ROWS
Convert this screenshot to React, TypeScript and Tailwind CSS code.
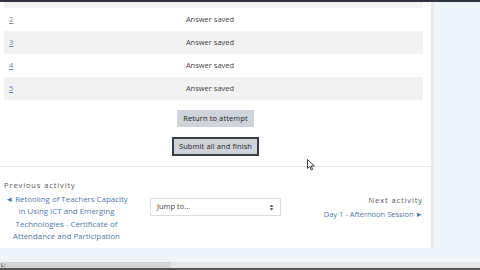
--
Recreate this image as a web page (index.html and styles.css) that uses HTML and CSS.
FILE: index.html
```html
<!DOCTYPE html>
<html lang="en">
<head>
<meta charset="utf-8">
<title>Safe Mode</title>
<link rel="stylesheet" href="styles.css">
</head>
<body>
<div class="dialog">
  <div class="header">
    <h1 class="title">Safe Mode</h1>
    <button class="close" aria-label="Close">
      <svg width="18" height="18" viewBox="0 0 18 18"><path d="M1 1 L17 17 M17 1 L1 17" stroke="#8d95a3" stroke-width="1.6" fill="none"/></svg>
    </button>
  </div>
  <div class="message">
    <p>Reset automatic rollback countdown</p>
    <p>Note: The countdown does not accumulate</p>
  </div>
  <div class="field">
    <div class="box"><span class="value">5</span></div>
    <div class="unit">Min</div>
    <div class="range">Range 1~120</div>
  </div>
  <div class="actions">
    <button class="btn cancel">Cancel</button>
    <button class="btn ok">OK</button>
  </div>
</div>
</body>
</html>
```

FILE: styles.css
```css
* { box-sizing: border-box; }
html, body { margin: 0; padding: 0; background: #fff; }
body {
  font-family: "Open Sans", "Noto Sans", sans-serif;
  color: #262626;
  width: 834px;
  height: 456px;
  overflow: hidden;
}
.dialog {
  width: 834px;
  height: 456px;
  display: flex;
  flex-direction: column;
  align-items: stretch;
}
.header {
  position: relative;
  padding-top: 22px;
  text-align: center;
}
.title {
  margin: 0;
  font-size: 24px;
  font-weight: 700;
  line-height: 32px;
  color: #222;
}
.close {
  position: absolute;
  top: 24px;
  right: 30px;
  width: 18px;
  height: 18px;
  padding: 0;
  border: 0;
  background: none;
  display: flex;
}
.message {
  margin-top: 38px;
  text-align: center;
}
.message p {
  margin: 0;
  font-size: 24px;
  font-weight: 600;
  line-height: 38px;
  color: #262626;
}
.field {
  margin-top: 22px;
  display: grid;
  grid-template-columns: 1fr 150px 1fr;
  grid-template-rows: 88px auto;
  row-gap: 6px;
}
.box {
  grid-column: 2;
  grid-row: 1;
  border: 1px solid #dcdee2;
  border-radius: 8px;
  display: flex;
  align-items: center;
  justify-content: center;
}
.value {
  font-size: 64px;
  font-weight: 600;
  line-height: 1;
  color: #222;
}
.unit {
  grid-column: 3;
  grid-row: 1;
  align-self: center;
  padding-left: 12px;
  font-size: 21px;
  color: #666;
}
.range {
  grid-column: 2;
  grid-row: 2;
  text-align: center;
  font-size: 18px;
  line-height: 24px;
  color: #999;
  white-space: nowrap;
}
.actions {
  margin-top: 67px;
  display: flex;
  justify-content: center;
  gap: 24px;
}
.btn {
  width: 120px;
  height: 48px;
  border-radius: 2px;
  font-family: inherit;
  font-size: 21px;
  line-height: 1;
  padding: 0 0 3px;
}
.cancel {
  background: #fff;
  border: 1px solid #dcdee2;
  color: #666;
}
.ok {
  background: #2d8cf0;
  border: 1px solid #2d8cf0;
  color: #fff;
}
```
==
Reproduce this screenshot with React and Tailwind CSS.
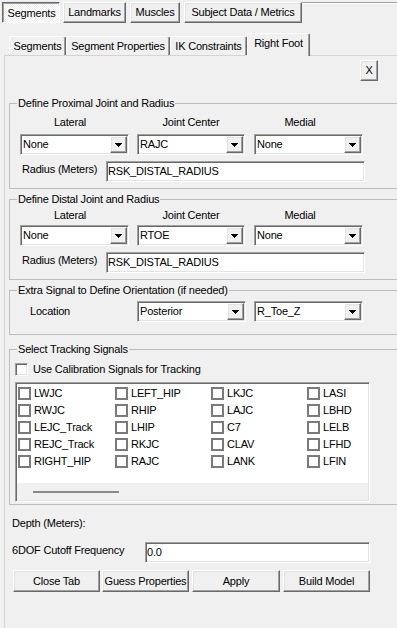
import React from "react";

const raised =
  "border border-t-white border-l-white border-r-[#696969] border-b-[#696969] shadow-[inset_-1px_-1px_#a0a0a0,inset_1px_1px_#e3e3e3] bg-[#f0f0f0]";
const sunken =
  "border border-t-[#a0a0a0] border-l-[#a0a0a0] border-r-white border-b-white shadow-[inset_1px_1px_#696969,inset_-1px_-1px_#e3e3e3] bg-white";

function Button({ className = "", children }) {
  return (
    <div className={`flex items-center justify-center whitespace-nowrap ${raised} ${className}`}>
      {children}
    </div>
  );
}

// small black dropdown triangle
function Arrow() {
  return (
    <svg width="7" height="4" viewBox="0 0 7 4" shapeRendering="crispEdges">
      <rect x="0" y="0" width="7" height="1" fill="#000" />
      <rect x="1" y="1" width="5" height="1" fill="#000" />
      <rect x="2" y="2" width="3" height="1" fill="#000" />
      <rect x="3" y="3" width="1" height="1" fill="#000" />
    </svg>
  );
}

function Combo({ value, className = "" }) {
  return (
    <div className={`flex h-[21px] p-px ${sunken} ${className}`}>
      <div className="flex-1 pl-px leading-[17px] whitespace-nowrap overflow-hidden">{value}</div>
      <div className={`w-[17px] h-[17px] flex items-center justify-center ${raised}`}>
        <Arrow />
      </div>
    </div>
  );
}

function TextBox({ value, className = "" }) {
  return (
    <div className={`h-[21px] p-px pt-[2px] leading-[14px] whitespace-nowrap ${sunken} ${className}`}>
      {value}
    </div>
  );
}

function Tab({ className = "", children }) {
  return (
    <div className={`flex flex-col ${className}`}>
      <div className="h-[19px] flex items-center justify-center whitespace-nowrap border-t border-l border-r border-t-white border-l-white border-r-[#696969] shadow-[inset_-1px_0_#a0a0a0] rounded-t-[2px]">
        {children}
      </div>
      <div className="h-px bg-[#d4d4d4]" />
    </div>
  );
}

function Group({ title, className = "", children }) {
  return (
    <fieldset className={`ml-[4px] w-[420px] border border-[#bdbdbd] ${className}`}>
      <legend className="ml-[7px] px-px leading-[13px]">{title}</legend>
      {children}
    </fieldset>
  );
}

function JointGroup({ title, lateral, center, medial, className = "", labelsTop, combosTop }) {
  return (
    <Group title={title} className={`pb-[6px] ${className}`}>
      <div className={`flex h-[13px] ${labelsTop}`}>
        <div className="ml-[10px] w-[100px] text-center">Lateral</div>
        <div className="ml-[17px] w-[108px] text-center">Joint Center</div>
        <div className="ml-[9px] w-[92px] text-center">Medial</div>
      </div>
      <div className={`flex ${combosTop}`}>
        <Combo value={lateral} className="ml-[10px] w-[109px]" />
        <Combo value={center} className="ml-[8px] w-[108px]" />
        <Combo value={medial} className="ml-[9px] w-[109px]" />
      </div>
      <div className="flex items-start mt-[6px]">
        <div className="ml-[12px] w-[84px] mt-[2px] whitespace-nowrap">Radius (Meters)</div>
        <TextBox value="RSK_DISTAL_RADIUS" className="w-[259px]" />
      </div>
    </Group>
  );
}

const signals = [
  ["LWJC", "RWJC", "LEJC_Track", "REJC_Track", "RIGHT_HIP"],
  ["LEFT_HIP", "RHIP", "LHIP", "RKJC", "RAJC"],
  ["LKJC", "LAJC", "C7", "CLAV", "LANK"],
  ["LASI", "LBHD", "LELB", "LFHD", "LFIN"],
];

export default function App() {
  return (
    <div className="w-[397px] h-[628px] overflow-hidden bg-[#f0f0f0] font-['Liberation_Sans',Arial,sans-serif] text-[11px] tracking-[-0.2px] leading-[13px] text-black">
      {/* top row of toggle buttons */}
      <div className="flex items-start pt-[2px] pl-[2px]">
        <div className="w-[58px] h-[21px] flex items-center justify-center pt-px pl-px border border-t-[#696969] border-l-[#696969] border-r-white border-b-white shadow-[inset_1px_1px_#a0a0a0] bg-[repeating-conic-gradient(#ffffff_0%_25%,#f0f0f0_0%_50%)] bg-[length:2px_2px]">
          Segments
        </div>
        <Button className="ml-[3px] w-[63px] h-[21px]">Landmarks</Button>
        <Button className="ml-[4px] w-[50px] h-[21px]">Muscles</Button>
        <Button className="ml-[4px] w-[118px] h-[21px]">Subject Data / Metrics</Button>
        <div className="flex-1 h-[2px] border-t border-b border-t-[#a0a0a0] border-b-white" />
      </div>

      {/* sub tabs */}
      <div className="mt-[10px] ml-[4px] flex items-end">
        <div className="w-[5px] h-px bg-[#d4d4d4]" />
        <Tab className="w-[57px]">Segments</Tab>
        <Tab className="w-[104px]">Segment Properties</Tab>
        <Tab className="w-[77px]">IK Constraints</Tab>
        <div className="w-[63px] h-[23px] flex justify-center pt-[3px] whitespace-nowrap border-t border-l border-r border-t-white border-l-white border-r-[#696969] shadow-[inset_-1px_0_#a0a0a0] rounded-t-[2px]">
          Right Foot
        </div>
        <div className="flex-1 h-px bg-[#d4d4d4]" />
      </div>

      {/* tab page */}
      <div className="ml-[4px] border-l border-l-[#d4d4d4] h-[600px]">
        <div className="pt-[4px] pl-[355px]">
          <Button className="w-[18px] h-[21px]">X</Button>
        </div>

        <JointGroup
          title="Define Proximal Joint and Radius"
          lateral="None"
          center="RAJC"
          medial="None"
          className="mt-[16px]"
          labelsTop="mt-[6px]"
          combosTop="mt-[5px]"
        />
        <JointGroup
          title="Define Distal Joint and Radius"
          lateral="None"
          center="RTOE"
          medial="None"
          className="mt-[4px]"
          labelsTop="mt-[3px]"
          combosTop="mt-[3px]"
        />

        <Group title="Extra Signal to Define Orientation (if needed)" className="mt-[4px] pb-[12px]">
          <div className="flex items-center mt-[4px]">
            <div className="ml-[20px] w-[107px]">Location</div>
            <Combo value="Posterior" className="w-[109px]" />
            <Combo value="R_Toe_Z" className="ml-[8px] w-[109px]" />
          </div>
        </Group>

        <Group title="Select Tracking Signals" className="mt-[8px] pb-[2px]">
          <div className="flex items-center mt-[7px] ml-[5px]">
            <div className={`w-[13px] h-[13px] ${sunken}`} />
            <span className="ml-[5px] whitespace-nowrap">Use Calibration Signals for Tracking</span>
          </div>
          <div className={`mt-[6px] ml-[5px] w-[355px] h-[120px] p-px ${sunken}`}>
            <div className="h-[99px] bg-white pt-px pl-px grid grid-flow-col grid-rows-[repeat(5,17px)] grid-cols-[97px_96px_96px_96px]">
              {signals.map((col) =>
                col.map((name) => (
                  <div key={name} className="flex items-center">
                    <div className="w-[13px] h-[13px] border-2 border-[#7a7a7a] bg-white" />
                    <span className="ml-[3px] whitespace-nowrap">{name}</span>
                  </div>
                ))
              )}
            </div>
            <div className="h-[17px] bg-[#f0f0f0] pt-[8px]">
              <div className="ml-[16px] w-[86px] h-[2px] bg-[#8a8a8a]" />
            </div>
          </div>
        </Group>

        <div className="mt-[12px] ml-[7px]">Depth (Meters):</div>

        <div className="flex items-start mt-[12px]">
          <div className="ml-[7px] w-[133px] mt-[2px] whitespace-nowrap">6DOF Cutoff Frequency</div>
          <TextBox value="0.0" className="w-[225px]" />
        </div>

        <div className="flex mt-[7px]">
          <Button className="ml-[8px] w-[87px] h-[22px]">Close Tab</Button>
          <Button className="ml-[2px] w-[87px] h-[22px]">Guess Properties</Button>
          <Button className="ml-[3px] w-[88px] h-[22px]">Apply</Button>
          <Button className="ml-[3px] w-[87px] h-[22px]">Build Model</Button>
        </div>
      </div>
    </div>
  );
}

EXERCISE REQUIREMENTS
How many lines of the listing include the string "index"? Answer with the number alone.

COMPLETED TASK
2